Metrics & Observability¶

Director-AI ships a zero-dependency Prometheus-compatible metrics collector. All metrics use the director_ai_ prefix.

Metric Reference¶

Counters¶

Metric	Labels	Description
`reviews_total`	—	Total review requests processed
`reviews_approved`	—	Reviews that passed coherence threshold
`reviews_rejected`	—	Reviews that failed coherence threshold
`halts_total`	`reason`	Safety kernel halt events
`feedback_total`	`outcome`	Human feedback events used for calibration and false-positive tracking
`retune_recommendations_total`	none	Retune recommendations emitted by safety operations
`http_requests_total`	`method`, `endpoint`, `status`	HTTP requests by method/endpoint/status

Histograms¶

Metric	Buckets	Description
`coherence_score`	0.1–1.0 (step 0.1)	Coherence score distribution
`review_duration_seconds`	0.01–10s	End-to-end review latency
`batch_size`	1–1000	Batch request sizes
`nli_inference_seconds`	0.005–5s	Single NLI inference latency
`factual_retrieval_seconds`	0.001–1s	RAG retrieval latency
`chunked_nli_seconds`	0.01–30s	Chunked NLI scoring latency
`nli_premise_chunks`	1–20	Premise chunk count per scoring call
`nli_hypothesis_chunks`	1–20	Hypothesis chunk count per scoring call
`http_request_duration_seconds`	0.005–10s	HTTP request duration

HTTP request metrics use route templates for endpoint labels, such as /v1/sessions/{session_id} and /v1/tenants/{tenant_id}/facts, not raw path values. This keeps Prometheus cardinality bounded and prevents tenant, session, or document identifiers from entering metric labels. Authentication failures are also counted with the same route-template label contract.

Gauges¶

Metric	Description
`active_requests`	In-flight requests
`nli_model_loaded`	1 if NLI model is loaded
`kb_stale_sources`	Knowledge sources that need refresh or review
`retune_recommended`	1 when recent feedback indicates retuning is due

Prometheus Endpoint¶

GET /v1/metrics/prometheus

Output includes # HELP and # TYPE headers per metric family, le="+Inf" overflow bucket on histograms, and labeled counter lines.

Kubernetes Scrape Config¶

apiVersion: v1
kind: Pod
metadata:
  annotations:
    prometheus.io/scrape: "true"
    prometheus.io/port: "8080"
    prometheus.io/path: "/v1/metrics/prometheus"

Grafana PromQL Examples¶

# Request rate (5m window)
rate(director_ai_http_requests_total[5m])

# p99 review latency
histogram_quantile(0.99, rate(director_ai_review_duration_seconds_bucket[5m]))

# Error rate by endpoint
sum(rate(director_ai_http_requests_total{status=~"5.."}[5m]))
  / sum(rate(director_ai_http_requests_total[5m]))

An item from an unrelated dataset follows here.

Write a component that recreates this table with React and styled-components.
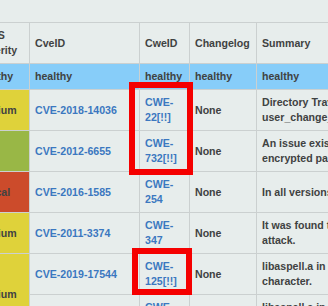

# Coherence score distribution
histogram_quantile(0.5, rate(director_ai_coherence_score_bucket[5m]))

# Average premise chunks per call
rate(director_ai_nli_premise_chunks_sum[5m])
  / rate(director_ai_nli_premise_chunks_count[5m])

Docker Compose Verification¶

# Start the server
docker compose up -d director-ai

# Verify Prometheus output
curl -s http://localhost:8080/v1/metrics/prometheus | head -20
# Expected: lines starting with # HELP, # TYPE, director_ai_*

JSON Metrics¶

GET /v1/metrics

Returns all counters, histograms (count/total/mean/p50/p90/p99), and gauges as JSON.

Python API¶

from director_ai.core.metrics import metrics

metrics.inc("reviews_total")
metrics.inc("halts_total", label="hard_limit")
metrics.inc_labeled("feedback_total", {"outcome": "false_positive"})
metrics.inc("retune_recommendations_total")
metrics.inc_labeled("http_requests_total", {"method": "GET", "status": "200"})
metrics.observe("coherence_score", 0.87)
metrics.gauge_set("nli_model_loaded", 1.0)
metrics.gauge_set("kb_stale_sources", 2)
metrics.gauge_set("retune_recommended", 1)

with metrics.timer("review_duration_seconds"):
    approved, score = scorer.review(query, response)

Sustainability Policy Events¶

The sustainability scoring adapter returns tenant-safe GuardDecision and SafetyEvent payloads rather than raw metrics. Deployments that mirror these events into Prometheus, OpenTelemetry, or a billing warehouse should export only aggregate fields:

decision, reason, and policy id
request-count and total-unit summaries
energy, carbon, and cost estimates with provenance
threshold alert names
hardware profile id

Do not export raw prompts, completions, media, credentials, API keys, or access tokens through sustainability telemetry. Hardware profile values must be marked as measured, configured, or projected so operators can distinguish instrumented energy measurements from planning estimates.